Sites with Spirit
A pre-Halloween look at some of the area’s most haunted places
by Bob Stott

As a region known for its historic sites, Colonial-era graveyards and hundreds of centuries-old buildings, the Philadelphia area in particular is among America’s most haunted destinations. Amid tales of phantom hitchhikers stalking the Main Line, American Indian chiefs roaming ancient burial sites and ghostly patrons frequenting taverns and eateries, Southeast Pennsylvania seems quite unwilling to give up its ghosts to history.


With Halloween quickly approaching, get in the spirit by touring some of the most haunted sites in the area with Laurie Hull, director and founding member of Tri-County Paranormal Research and author of Brandywine Valley Ghosts and Philly’s Main Line Haunts.

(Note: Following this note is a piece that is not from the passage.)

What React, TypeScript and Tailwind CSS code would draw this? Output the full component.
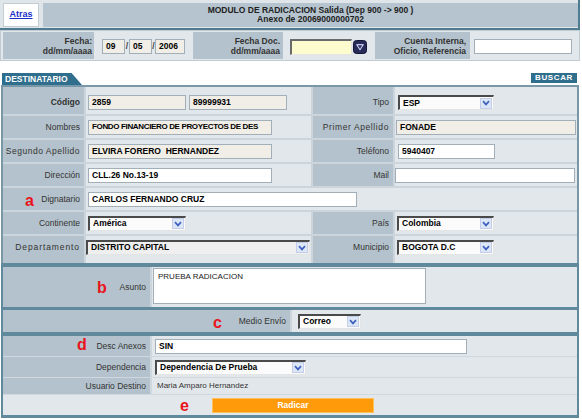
import React from 'react';

const LBL = 'bg-[#b3c2cc]';
const VAL = 'bg-[#e2e7eb]';

function Chevron() {
  return (
    <span className="flex h-[11px] w-[12px] shrink-0 items-center justify-center border border-[#c3cfe6] bg-[#dce6f7]">
      <svg width="8" height="6" viewBox="0 0 8 6">
        <path d="M1 1.2 L4 4.4 L7 1.2" fill="none" stroke="#3f62bd" strokeWidth="1.7" />
      </svg>
    </span>
  );
}

function CalendarIcon() {
  return (
    <svg width="14" height="14" viewBox="0 0 14 14" className="shrink-0">
      <rect x="0.5" y="0.5" width="13" height="13" rx="3" fill="#262b57" stroke="#14173a" />
      <path d="M3.8 4.6 H10.2 L7 9.8 Z" fill="none" stroke="#c9c9f2" strokeWidth="1.1" strokeLinejoin="round" />
    </svg>
  );
}

type FieldProps = { value?: string; w: string; beige?: boolean; bold?: boolean; tight?: boolean };

function Field({ value = '', w, beige, bold = true, tight }: FieldProps) {
  return (
    <div
      className={`flex h-[15px] shrink-0 items-center overflow-hidden whitespace-pre border border-[#a3afb8] pl-[3px] text-black ${
        tight ? 'text-[8px] tracking-[-0.35px]' : 'text-[8.5px]'
      } ${bold ? 'font-bold' : ''} ${beige ? 'bg-[#f1eee7]' : 'bg-white'} ${w}`}
    >
      {value}
    </div>
  );
}

function Select({ value, w, grey }: { value: string; w: string; grey?: boolean }) {
  return (
    <div
      className={`flex h-[15px] shrink-0 items-center border-t-2 border-l-2 border-r border-b border-t-[#4a4a4a] border-l-[#4a4a4a] border-r-[#e4e4e4] border-b-[#e4e4e4] pl-[3px] pr-[1px] ${
        grey ? 'bg-[#efefef]' : 'bg-[#fbfbfb]'
      } ${w}`}
    >
      <span className="flex-1 overflow-hidden whitespace-nowrap text-[8.5px] font-bold text-black">{value}</span>
      <Chevron />
    </div>
  );
}

function Lbl({ children, className = '', mark }: { children: React.ReactNode; className?: string; mark?: React.ReactNode }) {
  return (
    <div className={`relative flex items-center justify-end pr-[4px] text-[8.5px] text-[#333] ${LBL} ${className}`}>
      {mark}
      <span>{children}</span>
    </div>
  );
}

function Val({ children, className = '' }: { children?: React.ReactNode; className?: string }) {
  return <div className={`flex items-center gap-[3px] ${VAL} ${className}`}>{children}</div>;
}

function Mark({ ch, className }: { ch: string; className: string }) {
  return (
    <span className={`absolute text-[16px] font-bold leading-[16px] text-[#e8141c] ${className}`}>{ch}</span>
  );
}

export default function App() {
  return (
    <div className="relative h-[419px] w-[582px] overflow-hidden bg-white font-['Liberation_Sans',Arial,sans-serif]">
      {/* header */}
      <div className="flex h-[30px] w-[580px] gap-[4px] border-r-2 border-b-2 border-[#4e7b90] bg-[#dfe5e9] pt-[3px] pb-[1px] pl-[3px]">
        <div className="flex w-[36px] items-center justify-center border border-[#c3cdd4] bg-white">
          <span className="text-[9px] font-bold text-[#1b2fc9] underline">Atras</span>
        </div>
        <div className="flex flex-1 flex-col items-center justify-center bg-[#b5c4ce] text-[8.5px] font-bold leading-[9px] text-[#222]">
          <div>{'MODULO DE RADICACION Salida (Dep 900 -> 900 )'}</div>
          <div>Anexo de 20069000000702</div>
        </div>
      </div>

      {/* fecha row */}
      <div className="flex h-[31px] w-[580px] gap-[2px] border border-[#c0cbd2] bg-[#e2e7eb] py-[1px] pl-[2px]">
        <div className={`flex w-[91px] flex-col items-end justify-center pr-[2px] text-[8.5px] font-bold leading-[10px] text-[#333] ${LBL}`}>
          <span>Fecha:</span>
          <span>dd/mm/aaaa</span>
        </div>
        <div className="flex w-[95px] items-center pt-[2px] pl-[6px] text-[8.5px] font-bold">
          <Field value="09" w="w-[23px]" beige />
          <span className="w-[4px] text-center text-[#444]">/</span>
          <Field value="05" w="w-[23px]" beige />
          <span className="w-[3px] text-center text-[#444]">/</span>
          <Field value="2006" w="w-[30px]" beige />
        </div>
        <div className={`flex w-[90px] flex-col items-end justify-center pr-[3px] text-[8.5px] font-bold leading-[10px] text-[#333] ${LBL}`}>
          <span>Fecha Doc.</span>
          <span>dd/mm/aaaa</span>
        </div>
        <div className="flex w-[88px] items-center gap-[1px] pt-[2px] pl-[5px]">
          <div className="h-[16px] w-[62px] border-t-2 border-l-2 border-r border-b border-t-[#6a6a6a] border-l-[#6a6a6a] border-r-[#e4e4e4] border-b-[#e4e4e4] bg-[#fdfccf]" />
          <CalendarIcon />
        </div>
        <div className={`flex w-[95px] flex-col items-end justify-center pr-[4px] text-[8.5px] font-bold leading-[10px] text-[#333] ${LBL}`}>
          <span>Cuenta Interna,</span>
          <span>Oficio, Referencia</span>
        </div>
        <div className="flex flex-1 items-center pt-[2px] pl-[2px]">
          <Field w="w-[98px]" />
        </div>
      </div>

      {/* tab row */}
      <div className="mt-[12px] flex h-[12px] items-start justify-between">
        <div className="ml-[2px] flex h-[12px] w-[80px] items-center bg-[#2f6e8c] pl-[3px] text-[8.5px] font-bold text-white [clip-path:polygon(0_0,87%_0,100%_100%,0_100%)]">
          DESTINATARIO
        </div>
        <div className="mr-[5px] h-[10px] w-[46px] bg-[#2f6e8c] text-center text-[8px] leading-[10px] font-bold tracking-[0.6px] text-white">
          BUSCAR
        </div>
      </div>

      {/* destinatario panel */}
      <div className="ml-[1px] grid w-[578px] grid-cols-[81px_225px_80px_1fr] gap-[2px] border-x-2 border-t-2 border-[#7898a8] bg-[#cbd5db]">
        <Lbl className="h-[27px] pt-[4px] font-bold">Código</Lbl>
        <Val className="h-[27px] pt-[4px] pl-[2px]">
          <Field value="2859" w="w-[98px]" beige />
          <Field value="89999931" w="w-[98px]" beige />
        </Val>
        <Lbl className="h-[27px] pt-[4px]">Tipo</Lbl>
        <Val className="h-[27px] pt-[4px] pl-[3px]">
          <Select value="ESP" w="w-[96px]" />
        </Val>

        <Lbl className="h-[22px]">Nombres</Lbl>
        <Val className="h-[22px] pl-[2px]">
          <Field value="FONDO FINANCIERO DE PROYECTOS DE DES" w="w-[184px]" beige tight />
        </Val>
        <Lbl className="h-[22px] tracking-[0.6px]">Primer Apellido</Lbl>
        <Val className="h-[22px] pl-[1px]">
          <Field value="FONADE" w="w-[180px]" beige />
        </Val>

        <Lbl className="h-[22px] tracking-[0.5px]">Segundo Apellido</Lbl>
        <Val className="h-[22px] pl-[2px]">
          <Field value="ELVIRA FORERO  HERNANDEZ" w="w-[184px]" beige />
        </Val>
        <Lbl className="h-[22px]">Teléfono</Lbl>
        <Val className="h-[22px] pl-[3px]">
          <Field value="5940407" w="w-[97px]" />
        </Val>

        <Lbl className="h-[22px]">Dirección</Lbl>
        <Val className="h-[22px] pl-[2px]">
          <Field value="CLL.26 No.13-19" w="w-[184px]" />
        </Val>
        <Lbl className="h-[22px]">Mail</Lbl>
        <Val className="h-[22px]">
          <Field w="w-[180px]" />
        </Val>

        <Lbl className="h-[22px]" mark={<Mark ch="a" className="top-[5px] left-[22px]" />}>
          Dignatario
        </Lbl>
        <Val className="col-span-3 h-[22px] pl-[2px]">
          <Field value="CARLOS FERNANDO CRUZ" w="w-[269px]" />
        </Val>

        <Lbl className="h-[22px]">Continente</Lbl>
        <Val className="h-[22px] pl-[2px]">
          <Select value="América" w="w-[98px]" />
        </Val>
        <Lbl className="h-[22px]">País</Lbl>
        <Val className="h-[22px] pl-[2px]">
          <Select value="Colombia" w="w-[97px]" />
        </Val>

        <Lbl className="h-[27px] pb-[5px] tracking-[0.9px]">Departamento</Lbl>
        <Val className="h-[27px] pb-[5px]">
          <Select value="DISTRITO CAPITAL" w="w-[224px]" grey />
        </Val>
        <Lbl className="h-[27px] pb-[5px]">Municipio</Lbl>
        <Val className="h-[27px] pb-[5px] pl-[2px]">
          <Select value="BOGOTA D.C" w="w-[97px]" />
        </Val>
      </div>

      {/* asunto panel */}
      <div className="ml-[1px] grid w-[578px] grid-cols-[147px_1fr] gap-x-[2px] border-x-2 border-t-4 border-[#60899c] bg-[#cbd5db]">
        <Lbl className="h-[40px] pr-[3px]" mark={<Mark ch="b" className="top-[13px] left-[94px]" />}>
          Asunto
        </Lbl>
        <Val className="h-[40px] items-start pt-[1px] pl-[1px]">
          <div className="h-[36px] w-[273px] border border-[#a3afb8] bg-white px-[4px] pt-[2px] text-[8px] text-[#222]">
            PRUEBA RADICACION
          </div>
        </Val>
      </div>

      {/* medio envio panel */}
      <div className="ml-[1px] grid w-[578px] grid-cols-[287px_1fr] gap-x-[2px] border-x-2 border-t-[3px] border-[#60899c] bg-[#cbd5db]">
        <Lbl className="h-[22px] pr-[3px]" mark={<Mark ch="c" className="top-[5px] left-[210px]" />}>
          Medio Envío
        </Lbl>
        <Val className="h-[22px] pl-[6px]">
          <Select value="Correo" w="w-[63px]" />
        </Val>
      </div>

      {/* anexos panel */}
      <div className="ml-[1px] grid w-[578px] grid-cols-[147px_1fr] gap-x-[2px] gap-y-[1px] border-x-2 border-t-4 border-b-[3px] border-[#60899c] bg-[#cfd8de]">
        <Lbl className="h-[20px] pr-[3px]" mark={<Mark ch="d" className="top-[1px] left-[74px]" />}>
          Desc Anexos
        </Lbl>
        <Val className="h-[20px] pl-[3px]">
          <Field value="SIN" w="w-[312px]" />
        </Val>

        <Lbl className="h-[20px] pr-[3px]">Dependencia</Lbl>
        <Val className="h-[20px] pl-[3px]">
          <Select value="Dependencia De Prueba" w="w-[151px]" />
        </Val>

        <Lbl className="h-[16px] pr-[3px]">Usuario Destino</Lbl>
        <Val className="h-[16px] pl-[5px] text-[8px] text-[#333]">Maria Amparo Hernandez</Val>

        <div className={`relative col-span-2 flex h-[20px] items-center justify-center pl-[6px] ${VAL}`}>
          <Mark ch="e" className="top-[3px] left-[177px]" />
          <div className="flex h-[15px] w-[162px] items-center justify-center border border-[#ffc25a] bg-[#ff9a0a] text-[8.5px] font-bold text-white">
            Radicar
          </div>
        </div>
      </div>
    </div>
  );
}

Fort Mifflin, Philadelphia

Fort Mifflin was commissioned in 1771 and served as a centerpiece for the British invasion of Philadelphia in the Revolutionary War. The fort would later serve as a military garrison in the War of 1812 and a Confederate prison in the Civil War. Today, the fort still maintains 14 restored historic structures constructed from 1778 to 1875 … as well as some of the ghostly soldiers and prisoners who haunt its grounds.


A “screaming woman” has been heard countless times in proximity to the fort, sometimes even drawing police attention to the scene. Although many stories attribute the screams to the ghost of Elizabeth Pratt, an officer’s wife who died of typhoid fever, grief-stricken by the death of her children, Laurie Hull has a different opinion.


“It is the most bloodcurdling, awful scream I’ve ever heard; it sounds like someone being tortured to death,” she says. “We had discovered that there were several murders during the 1970s, and bodies were later discovered in Tinicum Swamp, which is right on the edge of the fort. Some of the women who disappeared during the time of the murders were never found, so we believe this might be the ghost of a lost murder victim.”


Bryn Mawr College, Bryn Mawr

Bryn Mawr College was founded in 1885, and was the first higher-education institution to offer graduate degrees, including doctorates, to women. Much of Bryn Mawr College’s success as an institution has been attributed to the leadership of Martha Carey Thomas, who joined the faculty as dean in 1885, later serving as president of the college. Many believe Thomas continues to visit the college, albeit in a slightly unusual capacity.


“Many people don’t know this, but Thomas’ ashes are actually scattered in ‘The Cloisters’ of the Thomas Library, which is where her presence seems the strongest,” says Hull. “I myself have actually felt the presence of three women, and there was an undercurrent—a kind of whispering—of a group of women talking back and forth as if they were discussing something or debating an academic topic.”


Other lingering residents of the campus seem far less inspiring or wholesome. Merion Hall, one of the dormitories on campus, is said to house the ghost of a girl named Lillian, whom people have witnessed screaming as she runs down the third-floor hallway. Versions of the story vary, but most sources point to a young woman in 1903, allegedly the victim of a tragic mental breakdown.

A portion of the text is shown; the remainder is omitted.